During another kiss, this time in a restaurant, the lovers break to reveal, distorted in a mirror in the background between them the heroine’s thought-dead criminal husband, watching, seething, like a stalking specter. When the heroine meets her husband again, the encounter is slightly unreal with wide-angle lenses and tilted camera angles reflecting the heroine’s internal turmoil.

A CORAZÓN ABIERTO
A CORAZÓN ABIERTO returns to US screens Tuesday at 11 p.m. ET on MundoFox. This Colombian telenovela adaptation of GREY’S ANATOMY was a critical and ratings success in Colombia, but struggled to find an audience here when an edited version aired on Telemundo in 2010. It’s definitely worth another shot. The ensemble cast includes Verónica Orozco, Rafael Novoa (EL TALISMÁN), Carolina Gómez (LA TEACHER DE INGLÉS), Jorge E. Abello, Jorge Cao (SECRETOS DEL PARAÍSO), Rolando Tarajano, Juan Pablo Espinosa (EL SECRETARIO), Aida Morales, Natalia Durán (SECRETOS DEL PARAÍSO) and Sandra Hernández.

KARLA ÁLVAREZ
Sad news broke Friday afternoon of the passing of Mexican actress Karla Álvarez at the age of 41. Perhaps best known in telenovelas for her antagonist roles in the late 1990s and early 2000s, it was one such role where I first saw her, a 2004 rebroadcast of the 1998 telenovela LA MENTIRA. Her telenovela debut, MARÍA MERCEDES from 1992, was rerun last year in the US, providing what now is a sad bookend with her final screen role in this year’s QUÉ BONITO AMOR. There was a melancholy, tremulous quality in Álvarez’s recent performances; this imbued a fairly cliché character in QUÉ BONITO AMOR with an unexpected depth and poignancy beyond what was written – your sympathies went beyond the character to the actress.

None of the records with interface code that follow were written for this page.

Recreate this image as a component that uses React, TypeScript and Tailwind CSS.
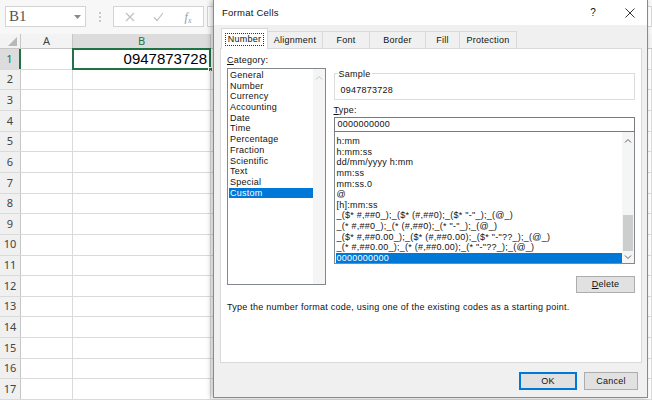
import { FC } from "react";

const font = "font-['Noto_Sans',sans-serif]";
const uiFont = "font-['Liberation_Sans',Arial,sans-serif]";

const categories = [
  "General",
  "Number",
  "Currency",
  "Accounting",
  "Date",
  "Time",
  "Percentage",
  "Fraction",
  "Scientific",
  "Text",
  "Special",
  "Custom",
];

const formats = [
  "h:mm",
  "h:mm:ss",
  "dd/mm/yyyy h:mm",
  "mm:ss",
  "mm:ss.0",
  "@",
  "[h]:mm:ss",
  '_($* #,##0_);_($* (#,##0);_($* "-"_);_(@_)',
  '_(* #,##0_);_(* (#,##0);_(* "-"_);_(@_)',
  '_($* #,##0.00_);_($* (#,##0.00);_($* "-"??_);_(@_)',
  '_(* #,##0.00_);_(* (#,##0.00);_(* "-"??_);_(@_)',
  "0000000000",
];

const tabs = [
  { label: "Number", w: "w-[47px]" },
  { label: "Alignment", w: "w-[55px]" },
  { label: "Font", w: "w-[47px]" },
  { label: "Border", w: "w-[56px]" },
  { label: "Fill", w: "w-[34px]" },
  { label: "Protection", w: "w-[57px]" },
];

const rows = Array.from({ length: 17 }, (_, i) => i + 1);

const Chevron: FC<{ up?: boolean; color?: string }> = ({ up, color = "#606060" }) => (
  <svg width="8" height="5" viewBox="0 0 8 5">
    <path d={up ? "M1 4.5 L4 1.5 L7 4.5" : "M1 0.5 L4 3.5 L7 0.5"} stroke={color} strokeWidth="1" fill="none" />
  </svg>
);

const Sheet: FC = () => (
  <div className="flex h-full w-full flex-col bg-white">
    {/* formula bar */}
    <div className="flex h-[37px] items-start bg-[#f7f7f7] pl-[5px] pt-[6px]">
      <div className="flex h-[21px] w-[81px] items-center justify-between border border-[#d4d4d4] bg-white pl-[3px] pr-[4px]">
        <span className="font-['Liberation_Serif',serif] text-[15px] leading-none text-[#555]">B1</span>
        <svg width="7" height="4" viewBox="0 0 7 4">
          <path d="M0 0 L7 0 L3.5 4 Z" fill="#8a8a8a" />
        </svg>
      </div>
      <div className="flex h-[21px] w-[27px] flex-col items-center justify-center gap-[2px]">
        <span className="h-[2px] w-[2px] bg-[#c8c8c8]" />
        <span className="h-[2px] w-[2px] bg-[#c8c8c8]" />
        <span className="h-[2px] w-[2px] bg-[#c8c8c8]" />
      </div>
      <div className="flex h-[21px] w-[91px] items-center border border-[#d4d4d4] bg-white">
        <div className="flex w-[30px] justify-center pl-[2px]">
          <svg width="10" height="10" viewBox="0 0 10 10">
            <path d="M1 1 L9 9 M9 1 L1 9" stroke="#c0c0c0" strokeWidth="1.2" />
          </svg>
        </div>
        <div className="flex w-[29px] justify-center">
          <svg width="11" height="10" viewBox="0 0 11 10">
            <path d="M1 5.5 L4 8.5 L10 1" stroke="#c0c0c0" strokeWidth="1.2" fill="none" />
          </svg>
        </div>
        <div className="flex w-[30px] justify-center">
          <span className="font-['Liberation_Serif',serif] text-[12px] italic leading-none text-[#9a9a9a]">
            f<sub className="text-[8px]">x</sub>
          </span>
        </div>
      </div>
      <div className="ml-[3px] h-[21px] flex-1 border border-[#d4d4d4] bg-white" />
    </div>

    {/* column headers */}
    <div className="flex h-[15px] border-b border-[#c6c6c6] bg-[#f3f3f3] text-[11px] leading-[14px] text-[#444]">
      <div className="flex w-[21px] items-end justify-end border-r border-[#c6c6c6] pb-[2px] pr-[3px]">
        <svg width="9" height="9" viewBox="0 0 9 9">
          <path d="M9 0 L9 9 L0 9 Z" fill="#b8b8b8" />
        </svg>
      </div>
      <div className={`w-[52px] border-r border-[#c6c6c6] text-center ${font}`}>A</div>
      <div className={`w-[138px] border-r border-[#c6c6c6] bg-[#dcdcdc] text-center text-[#217346] ${font}`}>B</div>
      <div className="flex-1" />
    </div>

    {/* rows */}
    {rows.map((r) => (
      <div key={r} className="flex h-[20.65px] shrink-0 border-b border-[#dadada]">
        <div
          className={`flex w-[21px] items-center justify-center text-[11px] ${font} ${
            r === 1
              ? "border-r-2 border-[#217346] bg-[#dcdcdc] text-[#217346]"
              : "border-r border-[#c6c6c6] bg-[#f0f0f0] text-[#444]"
          }`}
        >
          {r}
        </div>
        <div className="w-[52px] border-r border-[#dadada]" />
        <div className="relative w-[138px] border-r border-[#dadada]">
          {r === 1 && (
            <>
              <div className="absolute inset-[-1px] flex items-center justify-end border-2 border-[#217346] pr-[2px]">
                <span className="font-['Liberation_Sans',sans-serif] text-[15px] leading-none text-black">
                  0947873728
                </span>
              </div>
              <div className="absolute bottom-[-3px] right-[-3px] h-[5px] w-[5px] border border-white bg-[#217346]" />
            </>
          )}
        </div>
        <div className="flex-1 border-r border-[#dadada]" />
      </div>
    ))}
  </div>
);

const ListScrollbar: FC<{ thumb?: boolean }> = ({ thumb }) => (
  <div className="flex w-[12px] flex-col items-center bg-[#f5f5f5]">
    <div className="flex h-[14px] items-center justify-center pt-[2px]">
      <Chevron up color={thumb ? "#606060" : "#c4c4c4"} />
    </div>
    {thumb ? (
      <>
        <div className="flex-1" />
        <div className="h-[36px] w-[10px] bg-[#cdcdcd]" />
        <div className="flex h-[12px] items-center justify-center">
          <Chevron color="#606060" />
        </div>
      </>
    ) : (
      <div className="flex-1" />
    )}
  </div>
);

const FormatCellsDialog: FC = () => (
  <div
    className={`absolute left-[213px] top-0 flex h-[398px] w-[435px] flex-col border-x border-b border-[#8a8a8a] bg-[#f0f0f0] text-[9px] tracking-[0.25px] text-[#111] shadow-[-2px_0_5px_rgba(0,0,0,0.25)] ${uiFont}`}
  >
    {/* title bar */}
    <div className="flex h-[25px] items-center bg-white pl-[8px]">
      <span className="text-[9.5px] leading-none">Format Cells</span>
      <div className="flex-1" />
      <span className="mr-[29px] text-[10px] leading-none">?</span>
      <svg width="10" height="10" viewBox="0 0 10 10" className="mr-[12px]">
        <path d="M0.5 0.5 L9.5 9.5 M9.5 0.5 L0.5 9.5" stroke="#222" strokeWidth="0.9" />
      </svg>
    </div>

    {/* tabs */}
    <div className="flex h-[23px] items-end pl-[7px]">
      {tabs.map((t, i) =>
        i === 0 ? (
          <div
            key={t.label}
            className={`relative z-10 mb-[-1px] flex h-[21px] ${t.w} items-center justify-center border-x border-t border-[#d9d9d9] bg-white`}
          >
            <span className="border border-dotted border-[#333] px-[2px] leading-[11px]">{t.label}</span>
          </div>
        ) : (
          <div
            key={t.label}
            className={`flex h-[17px] ${t.w} items-center justify-center border-r border-t border-[#d9d9d9] bg-[#f0f0f0] leading-[11px]`}
          >
            {t.label}
          </div>
        )
      )}
    </div>

    {/* panel */}
    <div className="ml-[6px] flex h-[315px] w-[422px] flex-col border border-[#d9d9d9] bg-white px-[6px] pt-[5px]">
      <div className="flex gap-[8px]">
        {/* category */}
        <div className="flex w-[99px] flex-col">
          <div className="h-[14px] leading-[12px]">
            <span className="underline">C</span>ategory:
          </div>
          <div className="flex h-[217px] border border-[#828790]">
            <div className="flex-1 pl-[1px] pt-[1px]">
              {categories.map((c) => (
                <div
                  key={c}
                  className={`h-[10.7px] pl-[1px] leading-[10.7px] ${c === "Custom" ? "bg-[#0078d7] text-white" : ""}`}
                >
                  {c}
                </div>
              ))}
            </div>
            <ListScrollbar />
          </div>
        </div>

        {/* right column */}
        <div className="flex w-[303px] flex-col">
          <div className="relative mt-[19px] h-[27px] border border-[#dcdcdc]">
            <span className="absolute left-[3px] top-[-6px] bg-white px-[1px] leading-[12px]">Sample</span>
            <div className="pl-[6px] pt-[10px] leading-[12px]">0947873728</div>
          </div>
          <div className="mt-[4px] h-[13px] leading-[12px]">
            <span className="underline">T</span>ype:
          </div>
          <div className="h-[15px] border border-[#7a7a7a] pl-[3px] leading-[13px]">0000000000</div>
          <div className="flex h-[132px] border border-t-0 border-[#828790]">
            <div className="flex-1 overflow-hidden pl-[1px] pt-[4px]">
              {formats.map((f) => (
                <div
                  key={f}
                  className={`h-[10.64px] whitespace-pre pl-[1px] leading-[10.64px] ${
                    f === "0000000000" ? "bg-[#0078d7] text-white" : ""
                  }`}
                >
                  {f}
                </div>
              ))}
            </div>
            <ListScrollbar thumb />
          </div>
          <div className="mt-[12px] flex justify-end">
            <div className="flex h-[17px] w-[59px] items-center justify-center border border-[#adadad] bg-[#e1e1e1] leading-none">
              <span>
                <span className="underline">D</span>elete
              </span>
            </div>
          </div>
        </div>
      </div>
      <div className="mt-[8px] leading-[12px]">
        Type the number format code, using one of the existing codes as a starting point.
      </div>
    </div>

    {/* buttons */}
    <div className="mt-[9px] flex justify-end gap-[7px] pr-[9px]">
      <div className="flex h-[18px] w-[58px] items-center justify-center border-2 border-[#0078d7] bg-[#e1e1e1] leading-none">
        OK
      </div>
      <div className="flex h-[18px] w-[54px] items-center justify-center border border-[#adadad] bg-[#e1e1e1] leading-none">
        Cancel
      </div>
    </div>
  </div>
);

export default function App() {
  return (
    <div className="relative h-[400px] w-[652px] overflow-hidden bg-white">
      <Sheet />
      <FormatCellsDialog />
    </div>
  );
}
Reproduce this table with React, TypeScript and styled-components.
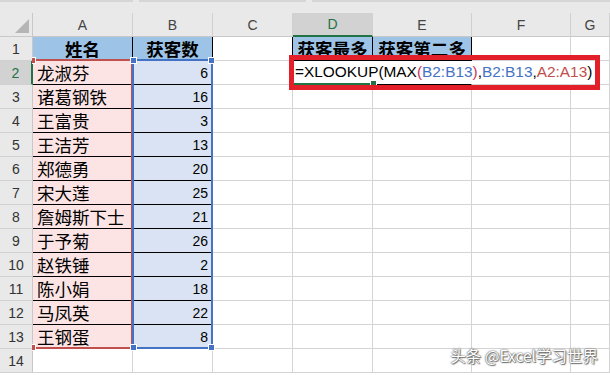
import React from 'react';
import styled, { createGlobalStyle } from 'styled-components';

const GlobalStyle = createGlobalStyle`
  html, body {
    margin: 0;
    padding: 0;
    background: #ffffff;
  }
  body {
    font-family: "Liberation Sans", "Noto Sans CJK SC", sans-serif;
    overflow: hidden;
  }
`;

const GRID = '#d4d4d4';
const INK = '#000000';
const GREEN = '#217346';
const HEAD_BG = '#e9e9e9';
const HEAD_SEL = '#d2d2d2';
const TITLE_BG = '#9dc3e6';
const NAME_BG = '#fce4e4';
const COUNT_BG = '#dae3f3';
const REF_BLUE = '#4472c4';
const REF_RED = '#c0504d';

const letters = ['A', 'B', 'C', 'D', 'E', 'F', 'G'];

const people: [string, number][] = [
  ['龙淑芬', 6],
  ['诸葛钢铁', 16],
  ['王富贵', 3],
  ['王洁芳', 13],
  ['郑德勇', 20],
  ['宋大莲', 25],
  ['詹姆斯下士', 21],
  ['于予菊', 26],
  ['赵铁锤', 2],
  ['陈小娟', 18],
  ['马凤英', 22],
  ['王钢蛋', 8],
];

const Page = styled.div`
  position: relative;
  width: 610px;
  height: 375px;
  overflow: hidden;
  background: #ffffff;
`;

const TopStrip = styled.div`
  height: 13px;
  background: ${HEAD_BG};
  display: flex;
  gap: 6px;
  align-items: flex-start;
`;

const BarEdge = styled.div<{ $w: number }>`
  width: ${(p) => p.$w}px;
  height: 2px;
  background: #d6d6d6;
  flex-shrink: 0;
`;

const Sheet = styled.div`
  position: relative;
  display: grid;
  grid-template-columns: 33px 100px 80px 80px 80px 99px 99px 1fr;
  grid-auto-rows: 24px;
`;

const Corner = styled.div`
  position: relative;
  background: ${HEAD_BG};
  border-right: 1px solid #c8c8c8;
  border-bottom: 1px solid #c8c8c8;
  &::after {
    content: '';
    position: absolute;
    right: 3px;
    bottom: 3px;
    border-left: 14px solid transparent;
    border-bottom: 14px solid #b5b5b5;
  }
`;

const ColHead = styled.div<{ $sel?: boolean }>`
  display: flex;
  align-items: center;
  justify-content: center;
  background: ${(p) => (p.$sel ? HEAD_SEL : HEAD_BG)};
  border-right: 1px solid #d0d0d0;
  border-bottom: ${(p) => (p.$sel ? `2px solid ${GREEN}` : '1px solid #c8c8c8')};
  color: ${(p) => (p.$sel ? GREEN : '#444444')};
  font-size: 14px;
`;

const RowHead = styled.div<{ $sel?: boolean }>`
  display: flex;
  align-items: center;
  justify-content: center;
  background: ${(p) => (p.$sel ? HEAD_SEL : HEAD_BG)};
  border-right: ${(p) => (p.$sel ? `2px solid ${GREEN}` : '1px solid #c8c8c8')};
  border-bottom: 1px solid #d0d0d0;
  color: ${(p) => (p.$sel ? GREEN : '#333333')};
  font-size: 14px;
`;

const Cell = styled.div<{
  $bg?: string;
  $right?: string;
  $bottom?: string;
  $align?: 'flex-start' | 'flex-end' | 'center';
  $bold?: boolean;
  $cjk?: boolean;
}>`
  display: flex;
  align-items: center;
  justify-content: ${(p) => p.$align || 'flex-start'};
  padding: 0 4px;
  background: ${(p) => p.$bg || '#ffffff'};
  border-right: 1px solid ${(p) => p.$right || GRID};
  border-bottom: 1px solid ${(p) => p.$bottom || GRID};
  font-family: ${(p) =>
    p.$cjk ? '"Noto Sans CJK SC", sans-serif' : '"Liberation Sans", "Noto Sans CJK SC", sans-serif'};
  font-size: ${(p) => (p.$cjk ? '17.5px' : '14px')};
  font-weight: ${(p) => (p.$bold ? 700 : 400)};
  color: ${INK};
  white-space: nowrap;
`;

const ActiveCell = styled.div`
  position: relative;
  z-index: 1;
  display: flex;
  align-items: center;
  padding: 0 2px;
  background: #ffffff;
  border-bottom: 2px solid ${GREEN};
  font-family: "Liberation Sans", "Noto Sans CJK SC", sans-serif;
  font-size: 15.4px;
  color: ${INK};
  white-space: nowrap;
  overflow: visible;
  &::after {
    content: '';
    position: absolute;
    right: -4px;
    bottom: -4px;
    width: 5px;
    height: 5px;
    background: ${GREEN};
    border: 1px solid #ffffff;
  }
`;

const Ref = styled.span<{ $c: string }>`
  color: ${(p) => p.$c};
`;

// absolutely placed grid child: its grid area is the containing block, it takes no slot
const RangeFrame = styled.div<{ $col: number; $color: string; $openLeft?: boolean }>`
  position: absolute;
  grid-column: ${(p) => `${p.$col} / ${p.$col + 1}`};
  grid-row: 3 / 15;
  top: -2px;
  bottom: 0;
  left: -1px;
  right: 0;
  z-index: ${(p) => (p.$openLeft ? 2 : 3)};
  border: 2px solid ${(p) => p.$color};
  border-left-color: ${(p) => (p.$openLeft ? 'transparent' : p.$color)};
  pointer-events: none;
`;

const Handle = styled.span<{ $color: string; $v: 'top' | 'bottom'; $h: 'left' | 'right'; $narrow?: boolean }>`
  position: absolute;
  ${(p) => p.$v}: -4px;
  ${(p) => p.$h}: ${(p) => (p.$narrow ? '-2px' : '-4px')};
  width: ${(p) => (p.$narrow ? '3px' : '5px')};
  height: 5px;
  background: ${(p) => p.$color};
  border: 1px solid #ffffff;
  border-left-width: ${(p) => (p.$narrow ? 0 : 1)}px;
`;

const Callout = styled.div`
  position: absolute;
  left: 289px;
  top: 55px;
  width: 311px;
  height: 35px;
  box-sizing: border-box;
  border: 5px solid #e3202a;
  z-index: 5;
  pointer-events: none;
`;

const Watermark = styled.div`
  position: absolute;
  right: 12px;
  bottom: 9px;
  z-index: 6;
  font-family: "Noto Sans CJK SC", sans-serif;
  font-size: 15.5px;
  color: #ffffff;
  text-shadow: 0 0 1px #555, 0 0 2px #666, 1px 1px 1px #777;
  white-space: nowrap;
`;

const Frame: React.FC<{ col: number; color: string; openLeft?: boolean }> = ({ col, color, openLeft }) => (
  <RangeFrame $col={col} $color={color} $openLeft={openLeft}>
    <Handle $color={color} $v="top" $h="left" $narrow={openLeft} />
    <Handle $color={color} $v="bottom" $h="left" $narrow={openLeft} />
    {!openLeft && <Handle $color={color} $v="top" $h="right" />}
    {!openLeft && <Handle $color={color} $v="bottom" $h="right" />}
  </RangeFrame>
);

const Formula = () => (
  <>
    =XLOOKUP(MAX<Ref $c="#c8365a">(</Ref>
    <Ref $c={REF_BLUE}>B2:B13</Ref>
    <Ref $c="#c8365a">)</Ref>,<Ref $c={REF_BLUE}>B2:B13</Ref>,<Ref $c={REF_RED}>A2:A13</Ref>)
  </>
);

const renderRow = (r: number) => {
  const person = r >= 2 && r <= 13 ? people[r - 2] : null;
  const cells: React.ReactNode[] = [];

  cells.push(
    <RowHead key="h" $sel={r === 2}>
      {r}
    </RowHead>
  );

  // A
  if (r === 1) {
    cells.push(<Cell key="a" $bg={TITLE_BG} $right={INK} $bottom={INK} $align="center" $bold $cjk>姓名</Cell>);
  } else if (person) {
    cells.push(<Cell key="a" $bg={NAME_BG} $right={INK} $bottom={INK} $cjk>{person[0]}</Cell>);
  } else {
    cells.push(<Cell key="a" />);
  }

  // B
  if (r === 1) {
    cells.push(<Cell key="b" $bg={TITLE_BG} $right={INK} $bottom={INK} $align="center" $bold $cjk>获客数</Cell>);
  } else if (person) {
    cells.push(<Cell key="b" $bg={COUNT_BG} $right={INK} $bottom={INK} $align="flex-end">{person[1]}</Cell>);
  } else {
    cells.push(<Cell key="b" />);
  }

  // C
  cells.push(<Cell key="c" $right={r === 1 ? INK : GRID} />);

  // D, E, F, G
  if (r === 1) {
    cells.push(<Cell key="d" $bg={TITLE_BG} $right={INK} $bottom={INK} $align="center" $bold $cjk>获客最多</Cell>);
    cells.push(<Cell key="e" $bg={TITLE_BG} $right={INK} $bottom={INK} $align="center" $bold $cjk>获客第二多</Cell>);
    cells.push(<Cell key="f" />);
    cells.push(<Cell key="g" />);
  } else if (r === 2) {
    cells.push(
      <ActiveCell key="d">
        <Formula />
      </ActiveCell>
    );
    cells.push(<Cell key="e" $right="#ffffff" $bottom={INK} />);
    cells.push(<Cell key="f" $right="#ffffff" />);
    cells.push(<Cell key="g" />);
  } else {
    ['d', 'e', 'f', 'g'].forEach((k) => cells.push(<Cell key={k} />));
  }

  return <React.Fragment key={r}>{cells}</React.Fragment>;
};

const App: React.FC = () => {
  return (
    <Page>
      <GlobalStyle />
      <TopStrip>
        <BarEdge $w={133} />
        <BarEdge $w={167} />
        <BarEdge $w={304} />
      </TopStrip>
      <Sheet>
        <Corner />
        {letters.map((l) => (
          <ColHead key={l} $sel={l === 'D'}>
            {l}
          </ColHead>
        ))}
        {Array.from({ length: 14 }, (_, i) => renderRow(i + 1))}
        <Frame col={2} color={REF_RED} openLeft />
        <Frame col={3} color={REF_BLUE} />
      </Sheet>
      <Callout />
      <Watermark>头条 @Excel学习世界</Watermark>
    </Page>
  );
};

export default App;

R.G. Morin writes a regular column for We Love Soaps, "Telenovela Watch: A weekly look at the world of telenovelas for non-Spanish speakers." For feedback or questions, you can email R.G. Morin at [email protected].

1 comment:

  1. Such sad news about Karla Álvararez. My mother watched and enjoyed Qué Bonito Amor. I must admit, I haven't followed telenovelas closely in ages but that theme song was so melodic and memorably, I found myself singing it from time to time. May she rest in peace.

    Porque el Amor Manda. My mother watches that one too, I guess she doesn't mind the campy aspect but, I tried to tune in and like you, didn't find it engaging. And I found those baby cooing sound effects especially creepy. And the plot lines were very formulaic but I guess at least they got their money's worth for the hospital bed they paid for--almost everyone on that show ended up in the darn hospital!
    Oh well, it was still better than La Tempestad, which was unwatchable for me.